Well, if the oil spill in the Gulf of Mexico leaves you indifferent, how 'bout news from another beleaguered body of water, the Persian Gulf. Yeah, that one over by Iraq & Iran & Kuwait.
Thanks again to the NY Times for bringing to the attention of news junkies everywhere the fact that that the Shaat al Arab river is drying up -- so much so that the Persian Gulf is flowing inland, backing up well into Iraq -- past Basra. Some of this is due to draught. But some of it is that nations upriver (Iran and Turkey) are siphoning away the river's headwaters. As Steven Lee Meyers reports,
Withered by decades of dictatorial mismanagement and then neglect, by drought and the thirst of Iraq’s neighbors, the river formed by the convergence of the Tigris and the Euphrates no longer has the strength the keep the sea at bay. The salt water of the gulf now pushes up the Faw peninsula. Last year, for the first time in memory, it extended beyond Basra, Iraq’s biggest port city, and even Qurna, where the two rivers meet. It has ravaged fresh-water fisheries, livestock, crops and groves of date palms that once made the area famous, forcing the migration of tens of thousands of farmers.
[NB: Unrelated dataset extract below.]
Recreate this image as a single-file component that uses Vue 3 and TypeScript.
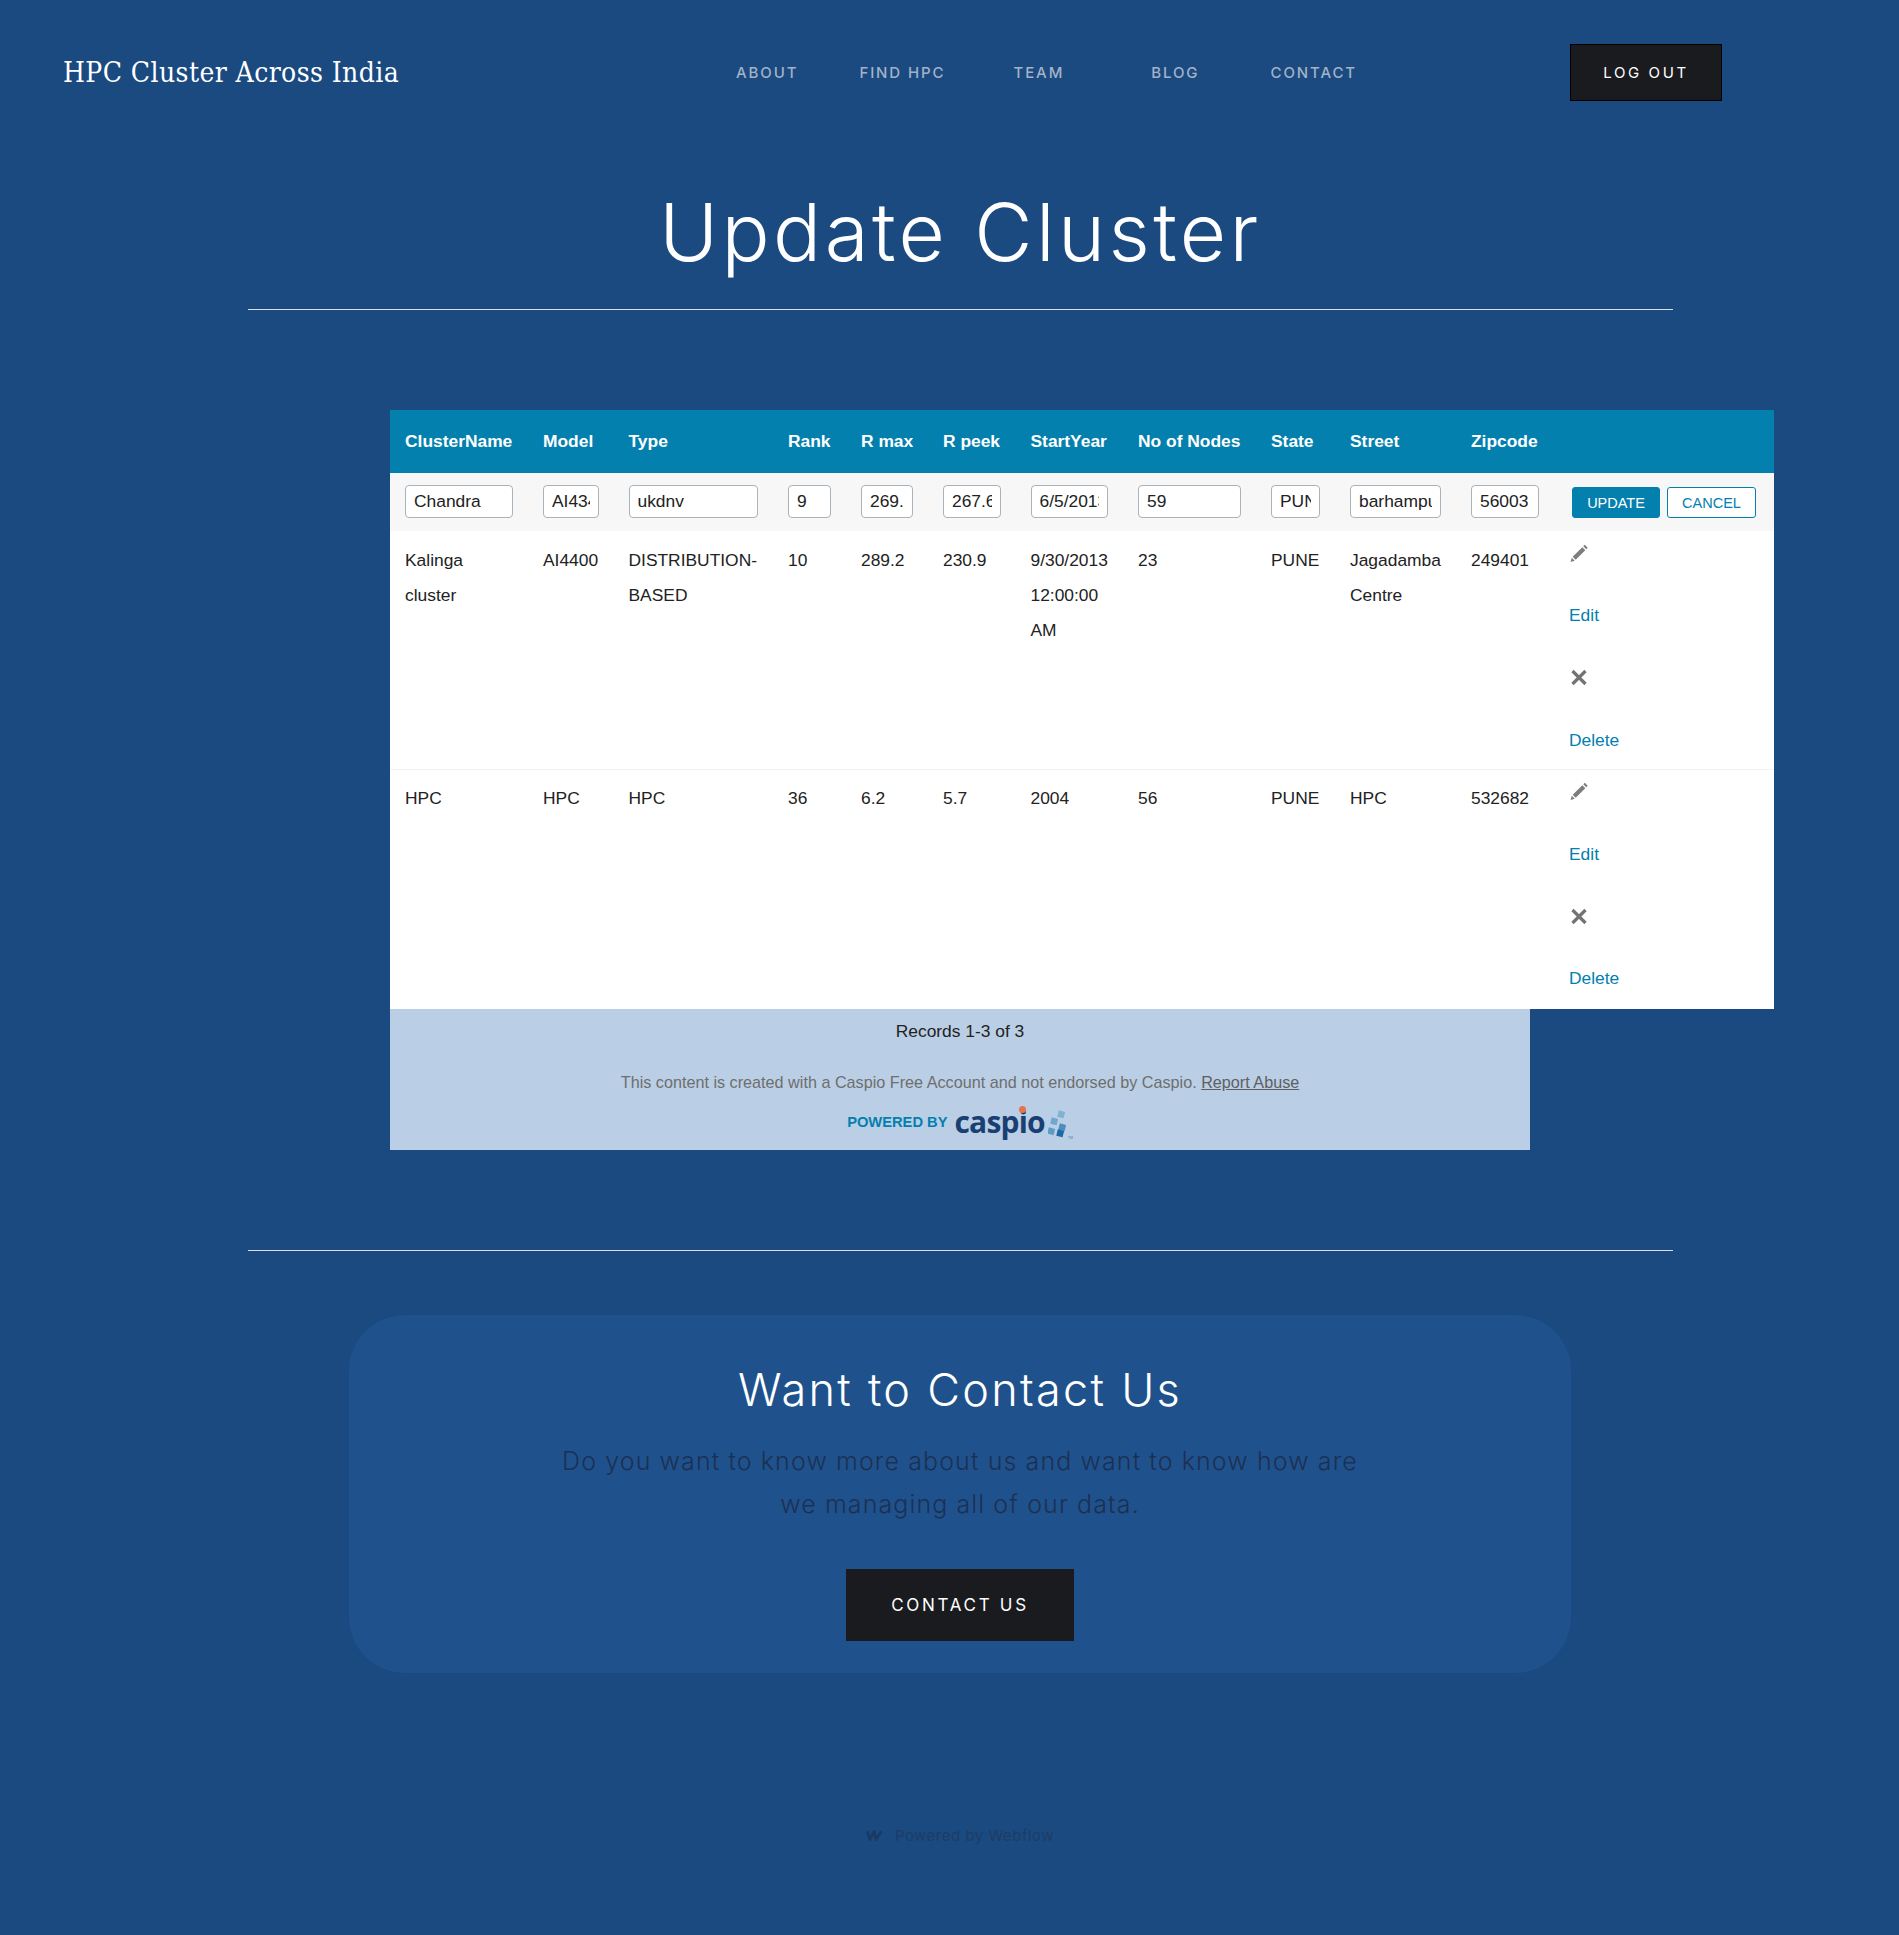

Hang on, here come the water wars......
Readers of this blog know by now that its author is deeply skeptical of claims that technology will fix massive & complex environmental problems -- like those caused by extractive industries that are gross polluters at their existential core, or the increase and migration of populations whose needs can't be met without ravaging the watersheds in and near which they live.
So imagine how fast my head started spinning when I caught wind of Singularity University, which envisions, thanks again to the NY Times,
a time, possibly just a couple decades from now, when a superior intelligence will dominate and life will take on an altered form that we can’t predict or comprehend in our current, limited state. At that point, the Singularity holds, human beings and machines will so effortlessly and elegantly merge that poor health, the ravages of old age and even death itself will all be things of the past."
A fringe group of marginal wingnuts? Well, no. Google's Larry Page helped found, and Google helps fund Singularity University. Here, from the NY Times article, are a few attendee names:
Attendees at the spring session came from all over the globe and included John Mauldin, a best-selling author who writes an investment newsletter; Stephen Long, a research director at the Defense Department; Fernando A. de la Viesca, C.E.O. of the Argentinean investment firm TPCG Financial; Eitan Eliram, the new-media director for the prime minister’s office in Israel; and Guy Fraker, the director of trends and foresight at State Farm Insurance.
Silicon Valley investors, former astronauts, and more of the very very rich round out the roster.
Here's Singularity U's most visible spokesman, Raymond Kurzweil, with SU's new & improved colonialist spin:
We will transcend all of the limitations of our biology. That is what it means to be human — to extend who we are. [...] Ultimately, the entire universe will become saturated with our intelligence. This is the destiny of the universe."
I don't quite see how I can add anything to that. Fade to black.